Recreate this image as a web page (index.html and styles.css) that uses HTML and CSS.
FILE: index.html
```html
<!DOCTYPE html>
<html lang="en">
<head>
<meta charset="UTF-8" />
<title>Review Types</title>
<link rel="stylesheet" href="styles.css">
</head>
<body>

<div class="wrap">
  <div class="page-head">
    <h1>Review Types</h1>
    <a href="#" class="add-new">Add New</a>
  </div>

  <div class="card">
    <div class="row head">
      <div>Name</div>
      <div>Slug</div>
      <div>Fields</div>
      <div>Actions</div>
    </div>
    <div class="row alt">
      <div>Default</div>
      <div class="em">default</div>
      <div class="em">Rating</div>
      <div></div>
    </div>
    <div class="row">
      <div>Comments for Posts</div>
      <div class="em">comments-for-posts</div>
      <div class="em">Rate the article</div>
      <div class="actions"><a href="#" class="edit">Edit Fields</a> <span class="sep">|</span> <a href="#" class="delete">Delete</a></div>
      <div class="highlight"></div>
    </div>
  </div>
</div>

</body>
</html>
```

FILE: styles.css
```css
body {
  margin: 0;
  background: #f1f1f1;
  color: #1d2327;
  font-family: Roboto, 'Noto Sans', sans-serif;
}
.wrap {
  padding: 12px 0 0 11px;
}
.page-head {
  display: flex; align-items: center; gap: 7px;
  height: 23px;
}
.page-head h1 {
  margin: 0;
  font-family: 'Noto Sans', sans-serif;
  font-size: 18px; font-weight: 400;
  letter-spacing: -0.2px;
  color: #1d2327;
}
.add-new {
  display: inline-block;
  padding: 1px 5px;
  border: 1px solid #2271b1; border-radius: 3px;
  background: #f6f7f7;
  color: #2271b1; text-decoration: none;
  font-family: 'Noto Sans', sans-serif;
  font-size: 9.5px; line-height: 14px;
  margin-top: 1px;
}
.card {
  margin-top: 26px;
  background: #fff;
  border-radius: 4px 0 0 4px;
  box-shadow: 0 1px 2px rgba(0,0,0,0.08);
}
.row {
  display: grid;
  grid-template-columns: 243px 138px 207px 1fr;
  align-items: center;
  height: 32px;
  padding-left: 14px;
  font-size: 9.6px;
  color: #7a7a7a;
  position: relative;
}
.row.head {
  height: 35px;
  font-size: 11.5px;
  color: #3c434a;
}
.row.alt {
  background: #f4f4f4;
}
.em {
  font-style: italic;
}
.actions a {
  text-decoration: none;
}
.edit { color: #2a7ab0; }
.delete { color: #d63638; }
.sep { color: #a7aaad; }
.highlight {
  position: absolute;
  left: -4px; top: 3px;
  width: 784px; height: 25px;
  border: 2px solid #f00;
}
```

◇ ◇ ◇ ◇ ◇ ◇ ◇

* Exercise prompt *
Scan the material above. Copy each line that holds the word "index".

* Full answer *
Recreate this image as a web page (index.html and styles.css) that uses HTML and CSS.
FILE: index.html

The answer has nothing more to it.